Residents of Prijedor are trying to come to terms with the horrific events of 21 years ago, but some nearby villages remain virtual ghost towns with most of their former residents either dead or living elsewhere, the Institute for War and Peace Reporting writes.
Organized returns to nearby villages began in 1998, IWPR writes, but their population now is only a quarter of the 16,000 people who lived there before the war.

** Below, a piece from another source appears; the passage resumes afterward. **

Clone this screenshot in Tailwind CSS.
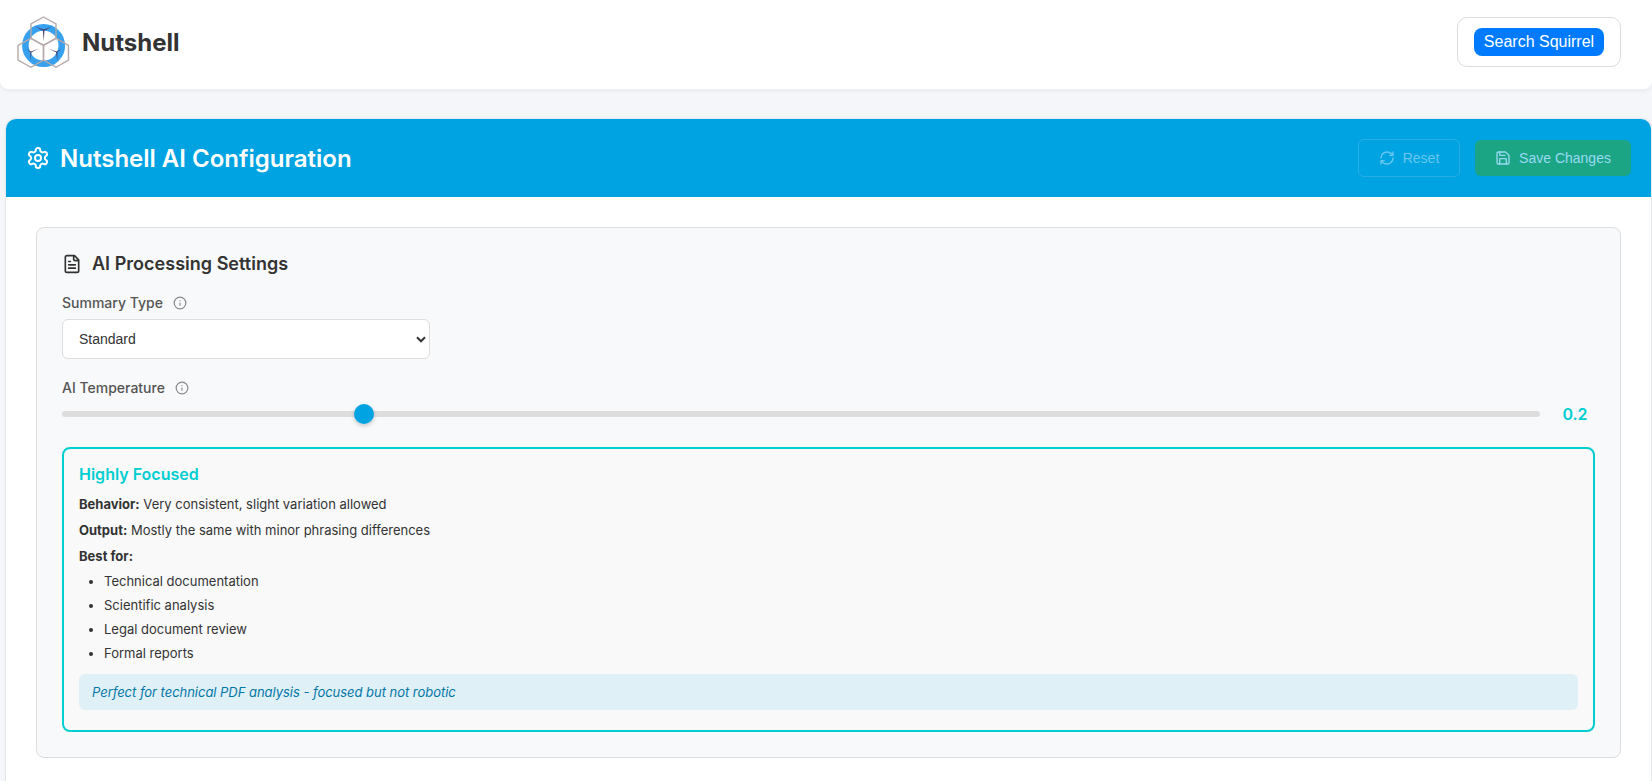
<!DOCTYPE html>
<html lang="en">
<head>
<meta charset="utf-8">
<title>Nutshell</title>
<script src="https://cdn.jsdelivr.net/npm/@tailwindcss/browser@4"></script>
</head>
<body class="h-[781px] overflow-hidden bg-[#f4f6fa] font-['Inter',sans-serif] text-[#333]">
<header class="flex h-[89px] items-start justify-between rounded-b-lg bg-white pl-4 pr-[31px] shadow-[0_2px_4px_rgba(0,0,0,0.05)]">
  <div class="flex items-center pt-4">
    <svg class="h-[54px] w-[54px]" viewBox="16 16 54 54" fill="none">
      <circle cx="43.6" cy="45.6" r="18.2" stroke="#37a0ef" stroke-width="6.6"/>
      <g stroke="#b5aaa9" stroke-width="1.4">
        <path d="M43.5 17 56 24V38.3L43.5 45.3 31 38.3V24Z"/>
        <path d="M31 38.3 43.5 45.3V60L31 67.3 18 60V45.3Z"/>
        <path d="M56 38.3 68.5 45.3V60L56 67.3 43.5 60V45.3Z"/>
      </g>
      <g fill="#453f70">
        <path d="M35 26.6 43.7 29.6 52 26.6 44.4 30.8 43.8 41.5 42.9 30.8Z"/>
        <path d="M26.8 49.2 31.2 51.4 39 48.4 31.6 52.3 30.2 61 30.4 52.2Z"/>
        <path d="M48.3 48.4 56.4 51.4 61.2 49.2 57.4 52.2 57.4 61 56 52.3Z"/>
      </g>
    </svg>
    <h1 class="ml-3 text-2xl/[28px] font-bold">Nutshell</h1>
  </div>
  <div class="mt-[17px] flex h-[50px] w-[164px] items-center justify-center rounded-[10px] border border-[#ddd] bg-white font-['Liberation_Sans',sans-serif]">
    <button class="h-7 w-[130px] rounded-lg bg-[#007bff] pb-px text-base/[27px] text-white">Search Squirrel</button>
  </div>
</header>

<main class="ml-1.5 mr-px mt-[30px] h-[700px] rounded-t-[10px] bg-white shadow-[0_0_3px_rgba(0,0,0,0.15)]">
  <div class="flex h-[78px] items-center justify-between rounded-t-[10px] bg-[#00a3e2] px-5 text-white">
    <div class="flex items-center gap-[10px]">
      <svg class="size-6" viewBox="0 0 24 24" fill="none" stroke="currentColor" stroke-width="2" stroke-linecap="round" stroke-linejoin="round"><path d="M12.22 2h-.44a2 2 0 0 0-2 2v.18a2 2 0 0 1-1 1.73l-.43.25a2 2 0 0 1-2 0l-.15-.08a2 2 0 0 0-2.73.73l-.22.38a2 2 0 0 0 .73 2.73l.15.1a2 2 0 0 1 1 1.72v.51a2 2 0 0 1-1 1.74l-.15.09a2 2 0 0 0-.73 2.73l.22.38a2 2 0 0 0 2.73.73l.15-.08a2 2 0 0 1 2 0l.43.25a2 2 0 0 1 1 1.73V20a2 2 0 0 0 2 2h.44a2 2 0 0 0 2-2v-.18a2 2 0 0 1 1-1.73l.43-.25a2 2 0 0 1 2 0l.15.08a2 2 0 0 0 2.73-.73l.22-.39a2 2 0 0 0-.73-2.73l-.15-.08a2 2 0 0 1-1-1.74v-.5a2 2 0 0 1 1-1.74l.15-.09a2 2 0 0 0 .73-2.73l-.22-.38a2 2 0 0 0-2.73-.73l-.15.08a2 2 0 0 1-2 0l-.43-.25a2 2 0 0 1-1-1.73V4a2 2 0 0 0-2-2z"/><circle cx="12" cy="12" r="3"/></svg>
      <h2 class="pt-0.5 text-2xl/[30px] font-semibold">Nutshell AI Configuration</h2>
    </div>
    <div class="flex items-center gap-[15px] font-['Liberation_Sans',sans-serif] text-sm">
      <button class="flex h-[38px] w-[102px] items-center justify-center gap-2 rounded-md border border-[#26b0e6] text-[#66c8ee]">
        <svg class="size-4" viewBox="0 0 24 24" fill="none" stroke="currentColor" stroke-width="2" stroke-linecap="round" stroke-linejoin="round"><path d="M3 12a9 9 0 0 1 9-9 9.75 9.75 0 0 1 6.74 2.74L21 8M21 3v5h-5M21 12a9 9 0 0 1-9 9 9.75 9.75 0 0 1-6.74-2.74L3 16M8 16H3v5"/></svg>
        Reset
      </button>
      <button class="flex h-9 w-[156px] items-center justify-center gap-2 rounded-md bg-[#1ba584] text-[#99daf3]">
        <svg class="size-4" viewBox="0 0 24 24" fill="none" stroke="currentColor" stroke-width="2" stroke-linecap="round" stroke-linejoin="round"><path d="M15.2 3a2 2 0 0 1 1.4.6l3.8 3.8a2 2 0 0 1 .6 1.4V19a2 2 0 0 1-2 2H5a2 2 0 0 1-2-2V5a2 2 0 0 1 2-2z"/><path d="M17 21v-7a1 1 0 0 0-1-1H8a1 1 0 0 0-1 1v7M7 3v4a1 1 0 0 0 1 1h7"/></svg>
        Save Changes
      </button>
    </div>
  </div>

  <section class="mx-[30px] mt-[30px] h-[531px] rounded-lg border border-[#ddd] bg-[#f8f9fb] px-[25px]">
    <div class="flex items-center gap-[10px] pt-[25px]">
      <svg class="size-5" viewBox="0 0 24 24" fill="none" stroke="currentColor" stroke-width="2" stroke-linecap="round" stroke-linejoin="round"><path d="M15 2H6a2 2 0 0 0-2 2v16a2 2 0 0 0 2 2h12a2 2 0 0 0 2-2V7ZM14 2v4a2 2 0 0 0 2 2h4M10 9H8M16 13H8M16 17H8"/></svg>
      <h3 class="text-lg/[22px] font-semibold tracking-[0.02px]">AI Processing Settings</h3>
    </div>
    <div class="mt-[19px] flex h-[18px] items-center gap-2.5 text-sm font-medium text-[#555]">
      Summary Type
      <svg class="size-3.5 text-[#888]" viewBox="0 0 24 24" fill="none" stroke="currentColor" stroke-width="2" stroke-linecap="round"><circle cx="12" cy="12" r="10"/><path d="M12 16v-4M12 8h.01"/></svg>
    </div>
    <div class="mt-[7px] flex h-10 w-[368px] items-center justify-between rounded-md border border-[#ddd] bg-white pl-4 pr-[3px] font-['Liberation_Sans',sans-serif] text-sm">
      Standard
      <svg class="h-[7px] w-[10px]" viewBox="0 0 10 7" fill="none" stroke="#333" stroke-width="2"><path d="m1 1.3 4 4 4-4"/></svg>
    </div>
    <div class="mt-5 flex h-[18px] items-center gap-2.5 text-sm font-medium text-[#555]">
      AI Temperature
      <svg class="size-3.5 text-[#888]" viewBox="0 0 24 24" fill="none" stroke="currentColor" stroke-width="2" stroke-linecap="round"><circle cx="12" cy="12" r="10"/><path d="M12 16v-4M12 8h.01"/></svg>
    </div>
    <div class="mt-[7px] flex h-5 items-center">
      <div class="relative h-1.5 w-[1478px] shrink-0 rounded-full bg-[#ddd]">
        <div class="absolute -top-[7px] left-[292px] size-5 rounded-full bg-[#00a3e2] shadow-[0_2px_4px_rgba(0,0,0,0.2)]"></div>
      </div>
      <span class="ml-[15px] w-10 shrink-0 text-center text-base font-semibold text-[#00ced1]">0.2</span>
    </div>
    <div class="mt-[23px] h-[285px] rounded-lg border-2 border-[#00ced1] bg-[#f9f9f9] px-[15px] pt-[15px] text-[13px]">
      <h4 class="text-base/5 font-semibold text-[#00ced1]">Highly Focused</h4>
      <div class="mt-[7px] leading-[26px]">
        <p><strong class="font-bold">Behavior:</strong> Very consistent, slight variation allowed</p>
        <p><strong class="font-bold">Output:</strong> Mostly the same with minor phrasing differences</p>
        <p><strong class="font-bold">Best for:</strong></p>
      </div>
      <ul class="list-disc pl-[25px] leading-6">
        <li>Technical documentation</li>
        <li>Scientific analysis</li>
        <li>Legal document review</li>
        <li>Formal reports</li>
      </ul>
      <div class="mt-[9px] flex h-9 items-center rounded-md bg-[#e0f0f7] pl-[13px] pt-0.5 tracking-[-0.03px] italic text-[#0277a8]">Perfect for technical PDF analysis - focused but not robotic</div>
    </div>
  </section>
</main>
</body>
</html>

Just 263 people now live in the village of Rizvanovici, compared with 4,000 at the outset of the 1992-1995 Bosnian war, before Serb forces expelled most of the area's Bosniak and Croat residents.
A handful of Rizvanovici's mostly elderly residents continue to farm their land, but it is hard for them to find buyers for their produce, IWPR writes.
Dissatisfaction with democracy may be on the rise in Poland, a recent opinion survey suggests.
In the Public Opinion Research Center (CBOS) poll, 25 percent of respondents said the transition that began in 1989 has not been successful, while 60 percent supported the political changes, Polish Radio reports. In a similar survey three years ago 83 percent of those polled approved of the transition and only 9 percent were skeptical.
In 2009, a large Pew Research Center survey found largely positive reactions to democracy and capitalism among Poles, along with Czechs, Slovaks, and East Germans, but falling levels of support in countries Ukraine, Lithuania, Bulgaria, Hungary, and Russia.
The new poll coincides with the 24th anniversary on 4 June of the partly free elections in which Poles voted overwhelmingly for non-Communist candidates in a harbinger of the democratic revolutions that swept much of Central and Eastern Europe in 1989. Those elections marked the return of competitive politics to Poland and a period of enthusiasm for the party system. But Poles' trust in the system began dropping about a decade ago, CBOS reported in March, writing, “The level of party identification has never been as low as it is now.” Only 25 percent of those polled said they identified closely with any political party, compared with 57 percent in 1998.